----- PROVIDED MATERIAL -----

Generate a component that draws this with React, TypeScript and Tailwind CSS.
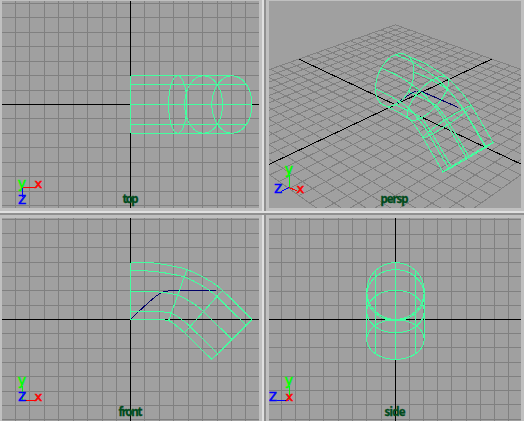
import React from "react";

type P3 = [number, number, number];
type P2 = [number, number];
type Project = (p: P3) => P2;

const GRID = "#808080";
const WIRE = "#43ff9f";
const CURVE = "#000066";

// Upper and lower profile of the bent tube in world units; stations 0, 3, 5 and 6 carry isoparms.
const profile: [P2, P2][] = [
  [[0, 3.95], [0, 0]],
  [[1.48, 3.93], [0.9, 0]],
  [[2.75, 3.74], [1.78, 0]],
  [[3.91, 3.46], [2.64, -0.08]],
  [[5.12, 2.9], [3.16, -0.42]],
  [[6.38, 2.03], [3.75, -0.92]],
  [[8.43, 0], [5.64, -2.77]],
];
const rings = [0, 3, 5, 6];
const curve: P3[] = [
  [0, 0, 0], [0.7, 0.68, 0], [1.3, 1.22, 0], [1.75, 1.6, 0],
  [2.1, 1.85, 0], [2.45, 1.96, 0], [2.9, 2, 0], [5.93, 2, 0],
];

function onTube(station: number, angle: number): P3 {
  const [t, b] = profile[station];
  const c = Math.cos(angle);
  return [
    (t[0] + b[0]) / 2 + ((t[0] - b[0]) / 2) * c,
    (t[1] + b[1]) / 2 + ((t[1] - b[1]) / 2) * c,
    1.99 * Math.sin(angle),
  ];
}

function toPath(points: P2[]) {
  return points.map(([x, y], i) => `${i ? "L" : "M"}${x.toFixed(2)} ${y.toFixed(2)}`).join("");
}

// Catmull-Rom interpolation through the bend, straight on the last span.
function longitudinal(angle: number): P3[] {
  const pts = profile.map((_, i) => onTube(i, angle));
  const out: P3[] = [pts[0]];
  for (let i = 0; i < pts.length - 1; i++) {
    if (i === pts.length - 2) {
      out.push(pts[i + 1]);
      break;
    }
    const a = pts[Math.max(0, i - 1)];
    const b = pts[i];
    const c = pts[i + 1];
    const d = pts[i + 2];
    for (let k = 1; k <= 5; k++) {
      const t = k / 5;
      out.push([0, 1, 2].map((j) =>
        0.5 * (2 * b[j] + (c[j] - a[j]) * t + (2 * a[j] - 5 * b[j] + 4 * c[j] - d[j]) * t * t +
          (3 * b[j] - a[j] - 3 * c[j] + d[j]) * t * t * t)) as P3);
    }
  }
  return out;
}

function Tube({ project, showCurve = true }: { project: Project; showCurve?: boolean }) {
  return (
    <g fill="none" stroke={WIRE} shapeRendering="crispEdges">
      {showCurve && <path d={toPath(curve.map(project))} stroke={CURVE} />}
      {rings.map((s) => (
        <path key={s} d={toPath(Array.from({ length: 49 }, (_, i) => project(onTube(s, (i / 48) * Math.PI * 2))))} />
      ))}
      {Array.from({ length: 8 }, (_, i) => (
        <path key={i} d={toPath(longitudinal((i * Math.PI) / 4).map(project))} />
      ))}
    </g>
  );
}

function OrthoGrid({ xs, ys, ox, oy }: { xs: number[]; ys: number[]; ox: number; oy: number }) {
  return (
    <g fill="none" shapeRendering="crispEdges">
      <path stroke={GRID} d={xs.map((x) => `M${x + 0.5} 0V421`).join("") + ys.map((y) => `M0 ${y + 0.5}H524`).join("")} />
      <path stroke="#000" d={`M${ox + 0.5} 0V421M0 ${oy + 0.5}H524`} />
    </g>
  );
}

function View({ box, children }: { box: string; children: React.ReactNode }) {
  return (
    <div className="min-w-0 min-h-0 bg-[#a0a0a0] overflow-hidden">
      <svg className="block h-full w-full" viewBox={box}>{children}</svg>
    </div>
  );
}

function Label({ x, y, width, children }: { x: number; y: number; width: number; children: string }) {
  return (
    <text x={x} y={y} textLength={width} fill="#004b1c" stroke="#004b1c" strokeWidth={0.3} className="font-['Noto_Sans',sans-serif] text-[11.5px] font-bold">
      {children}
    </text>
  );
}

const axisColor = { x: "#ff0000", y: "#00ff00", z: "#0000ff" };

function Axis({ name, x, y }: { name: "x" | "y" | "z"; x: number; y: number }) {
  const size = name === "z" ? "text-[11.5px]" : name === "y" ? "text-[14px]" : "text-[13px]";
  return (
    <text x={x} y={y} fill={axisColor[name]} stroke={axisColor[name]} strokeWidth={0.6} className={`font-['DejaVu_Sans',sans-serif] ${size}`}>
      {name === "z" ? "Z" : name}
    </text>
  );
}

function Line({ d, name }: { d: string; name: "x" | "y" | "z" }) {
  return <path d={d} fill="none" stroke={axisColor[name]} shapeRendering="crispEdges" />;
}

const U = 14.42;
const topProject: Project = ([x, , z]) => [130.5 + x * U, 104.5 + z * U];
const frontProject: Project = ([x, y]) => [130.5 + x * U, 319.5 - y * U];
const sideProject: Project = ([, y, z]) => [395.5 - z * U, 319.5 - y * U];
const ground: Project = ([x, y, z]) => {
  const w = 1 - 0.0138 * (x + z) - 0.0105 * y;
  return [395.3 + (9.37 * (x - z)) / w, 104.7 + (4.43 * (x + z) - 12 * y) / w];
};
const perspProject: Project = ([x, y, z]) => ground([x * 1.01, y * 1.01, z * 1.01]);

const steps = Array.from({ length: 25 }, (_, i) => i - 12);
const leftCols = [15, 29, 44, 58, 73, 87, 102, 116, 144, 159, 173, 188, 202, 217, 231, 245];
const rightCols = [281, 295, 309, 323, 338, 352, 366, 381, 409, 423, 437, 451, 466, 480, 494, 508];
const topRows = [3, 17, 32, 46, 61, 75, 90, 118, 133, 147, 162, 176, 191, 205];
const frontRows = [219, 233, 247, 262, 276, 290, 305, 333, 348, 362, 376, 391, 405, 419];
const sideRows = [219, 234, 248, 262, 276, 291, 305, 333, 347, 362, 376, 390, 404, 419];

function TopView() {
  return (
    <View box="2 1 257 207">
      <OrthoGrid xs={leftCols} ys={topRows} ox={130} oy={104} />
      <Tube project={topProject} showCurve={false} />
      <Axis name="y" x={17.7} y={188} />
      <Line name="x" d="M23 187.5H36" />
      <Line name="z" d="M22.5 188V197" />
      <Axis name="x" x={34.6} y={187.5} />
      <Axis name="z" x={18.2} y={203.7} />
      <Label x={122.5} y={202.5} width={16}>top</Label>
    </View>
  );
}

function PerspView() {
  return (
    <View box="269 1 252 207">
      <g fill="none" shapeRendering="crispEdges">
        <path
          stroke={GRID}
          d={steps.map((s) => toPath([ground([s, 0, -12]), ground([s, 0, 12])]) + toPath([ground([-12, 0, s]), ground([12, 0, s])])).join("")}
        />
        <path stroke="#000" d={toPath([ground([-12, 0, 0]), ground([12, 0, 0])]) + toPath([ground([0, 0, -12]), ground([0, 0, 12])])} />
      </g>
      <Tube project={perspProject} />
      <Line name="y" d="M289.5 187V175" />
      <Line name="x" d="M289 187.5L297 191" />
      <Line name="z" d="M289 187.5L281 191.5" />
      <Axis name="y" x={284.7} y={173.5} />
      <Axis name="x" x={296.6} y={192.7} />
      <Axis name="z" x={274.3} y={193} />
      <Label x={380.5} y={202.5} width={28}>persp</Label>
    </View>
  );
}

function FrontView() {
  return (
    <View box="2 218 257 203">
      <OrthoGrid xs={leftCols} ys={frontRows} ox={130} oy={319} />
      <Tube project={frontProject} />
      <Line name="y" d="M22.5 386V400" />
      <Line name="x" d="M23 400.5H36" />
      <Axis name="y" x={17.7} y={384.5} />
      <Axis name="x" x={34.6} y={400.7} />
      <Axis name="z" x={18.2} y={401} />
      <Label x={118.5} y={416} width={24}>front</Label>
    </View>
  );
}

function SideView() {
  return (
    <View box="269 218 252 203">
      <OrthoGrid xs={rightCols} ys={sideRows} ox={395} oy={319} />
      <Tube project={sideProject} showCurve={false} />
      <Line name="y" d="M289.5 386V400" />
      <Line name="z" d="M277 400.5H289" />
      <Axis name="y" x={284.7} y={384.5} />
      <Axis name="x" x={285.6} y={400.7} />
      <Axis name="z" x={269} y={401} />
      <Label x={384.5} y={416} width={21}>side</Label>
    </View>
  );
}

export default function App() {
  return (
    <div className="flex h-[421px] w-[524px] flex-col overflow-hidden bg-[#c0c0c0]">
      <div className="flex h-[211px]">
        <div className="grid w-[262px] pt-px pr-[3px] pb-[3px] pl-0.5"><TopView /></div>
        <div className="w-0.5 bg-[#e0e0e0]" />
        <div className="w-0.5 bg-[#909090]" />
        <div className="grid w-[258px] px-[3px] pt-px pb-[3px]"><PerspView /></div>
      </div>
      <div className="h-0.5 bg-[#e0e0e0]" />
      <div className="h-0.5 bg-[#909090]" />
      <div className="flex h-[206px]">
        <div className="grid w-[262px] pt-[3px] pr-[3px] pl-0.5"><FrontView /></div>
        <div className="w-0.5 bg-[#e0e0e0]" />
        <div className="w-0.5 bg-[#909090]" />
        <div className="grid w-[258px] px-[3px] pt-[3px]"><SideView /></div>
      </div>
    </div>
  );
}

-----

AIM: Only the number is wanted: how many lines of the material contain the word "React"?

OUTPUT FOR THIS EXERCISE: 3